Rio, 496 F.3d 139, 153 (2d Cir. 2007); see 28 U.S.C. § 1291. There is an exception to this rule
when “the denied motion was based on a claim of immunity, at least to the extent the immunity
claim presents a ‘purely legal question.’” Walczyk, 496 F.3d at 153 (quoting Mitchell v. Forsyth,
2
472 U.S. 511, 530 (1985)). Because “[w]e are without jurisdiction to review a denial of a claim of
qualified immunity that turns on disputed issues of fact,” Golodner, 770 F.3d at 201 (citing
Johnson v. Jones, 515 U.S. 304, 319–20 (1995)), we “must assume ‘all factual disputes in favor of
the non-movant,’ id. (quoting Ross v. Breslin, 693 F.3d 300, 302 (2d Cir. 2012)). That is,
defendants are permitted to appeal a denial of qualified immunity only if they “pursue the appeal
on the basis of stipulated facts or the facts as alleged by the [non-movant]” or if they “assume that
all the facts that the district court found to be disputed are resolved in the [non-movant]’s favor.”
Ricciuti v. Gyzenis, 834 F.3d 162, 167 (2d Cir. 2016) (quoting Skehan v. Vill. of Mamaroneck, 465
F.3d 96, 104–05 (2d Cir. 2006), overruled on other grounds by Appel v. Spiridon, 531 F.3d 138 (2d
Cir. 2008) (per curiam)); see also White v. Pauly, 137 S. Ct. 548, 550 (2017) (per curiam) (“[T]he
facts are viewed in the light most favorable to the [non-movant].”). We further “may not inquire
into the district court’s determination that there was sufficient evidence to create a jury question.”
Ricciuti, 834 F.3d at 167 (quoting Skehan, 465 F.3d at 105). Because we are prohibited from
“entertain[ing] an interlocutory appeal in which a defendant contends that the district court
committed an error of law in ruling that the plaintiff’s evidence was sufficient to create a jury issue
on the facts relevant to the defendant’s immunity defense,” Salim v. Proulx, 93 F.3d 86, 91 (2d Cir.
1996), we regularly dismiss interlocutory appeals for lack of appellate jurisdiction on this basis.
See, e.g., Munafo v. Metro. Transp. Auth., 285 F.3d 201 (2d Cir. 2002); In re State Police Litig., 88
F.3d 111 (2d Cir. 1996); Moffitt v. Town of Brookfield, 950 F.2d 880 (2d Cir. 1991); Bouche v.
Oliveri, 506 F. App’x 29 (2d Cir. 2012) (summary order); Estate of George v. Batista, 480 F.
App’x 104 (2d Cir. 2012) (summary order); Zalaski v. City of Hartford, 462 F. App’x 13 (2d Cir.
2011) (summary order).
3
Gross and Miller profess – as they must – to pursue their interlocutory appeal based on the
facts alleged by Plaintiff-Appellee Nicole S. Latreille. However, upon our review of the record
and despite Gross and Miller’s representations to the contrary, we conclude that Gross and Miller
do not proceed on this basis. We thus must dismiss their appeal for lack of appellate jurisdiction.

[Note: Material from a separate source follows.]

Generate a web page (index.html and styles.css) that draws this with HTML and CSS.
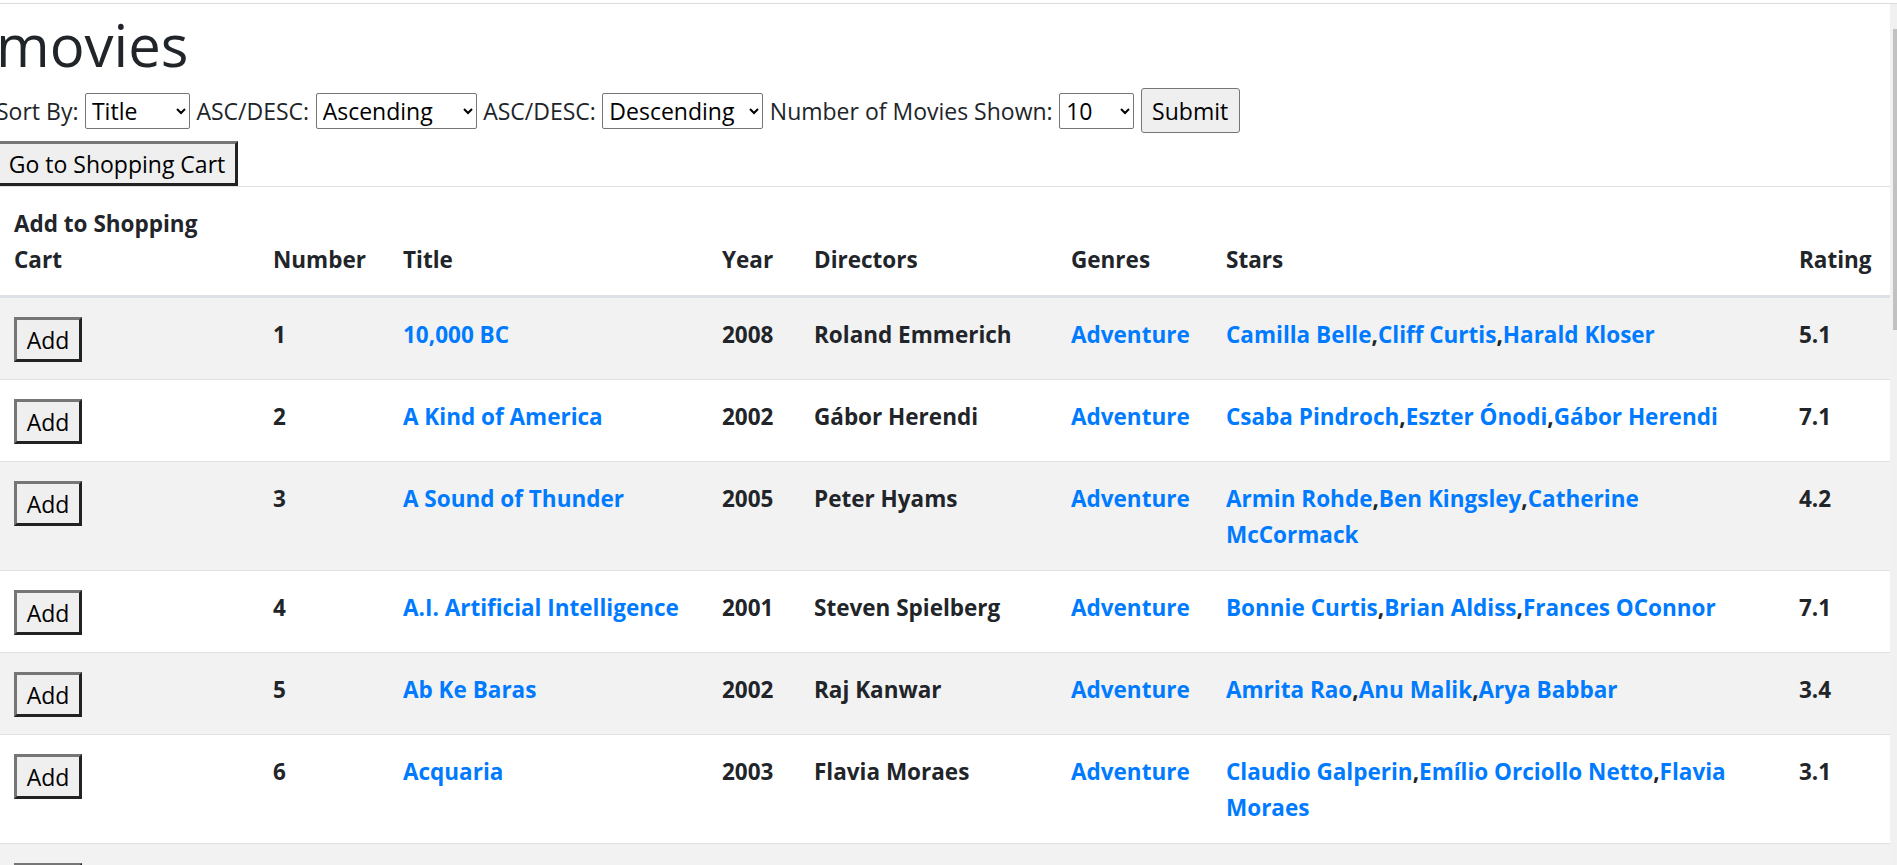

As one example, Gross and Miller spend considerable time arguing that Latreille’s
disclosures to law enforcement of public assistance records, insofar as they related to welfare
fraud, were within the scope of her professional responsibilities and therefore not constitutionally
protected. Based on the record, we lack jurisdiction to review this challenge. The district court
determined that “[t]he parties don’t dispute that Plaintiff’s investigation was outside of her official
job responsibilities.” S.A. 15–16 (emphasis added). And there is ample record evidence that
Latreille’s job responsibilities did not include fraud investigation of any sort, whether it be welfare
or mortgage fraud. See, e.g., J.A. 120 (noting that it is not “within [Latreille’s] job description to
conduct investigations into fraud”); id. at 113 (noting that the work “expanded beyond [her] job
duties”); id. at 133 (noting that the information was not “pertinent” to Latreille’s job); id. at 269
(noting that her “investigations and disclosures were outside the scope of her work
responsibilities”); id. at 552 (noting at Miller’s deposition that “investigating to begin with” is not
part of Latreille’s duties); id. at 624 (noting in Bradshaw’s complaint letter that “[t]his certainly is
not part of our job description”). Some of this record evidence is even cited in Gross and Miller’s
own Rule 56.1(a) statement. See id. at 31.
It is telling that, as the district court pointed out, Gross and Miller’s own statement of
reasons for disciplining Plaintiff largely concedes the point. In the letter to Latreille dated April
17, 2015 and signed by Miller, Charge I specified that Latreille used the county electronic
4
communication system “for purposes that fell outside the scope of [her] own and [her] work unit’s
responsibilities.” Id. at 626. Charge II highlighted that she used her work computer “for
purposes that fell outside the scope of [her] own and [her] assigned work unit’s responsibilities.”
Id. Charge III described Latreille’s investigation as an “unconventional ‘special project.’” Id.
Charge V made clear that Latreille’s investigation was “outside the scope of [her] normal duties.”
Id. at 627. In sum, the facts underlying Gross and Miller’s claim on appeal that Latreille’s
disclosures to law enforcement were within the scope of her professional responsibilities are, at
best, contested, and, accordingly, we do not have jurisdiction to consider the appeal.
Accordingly, the appeal is DISMISSED for lack of appellate jurisdiction.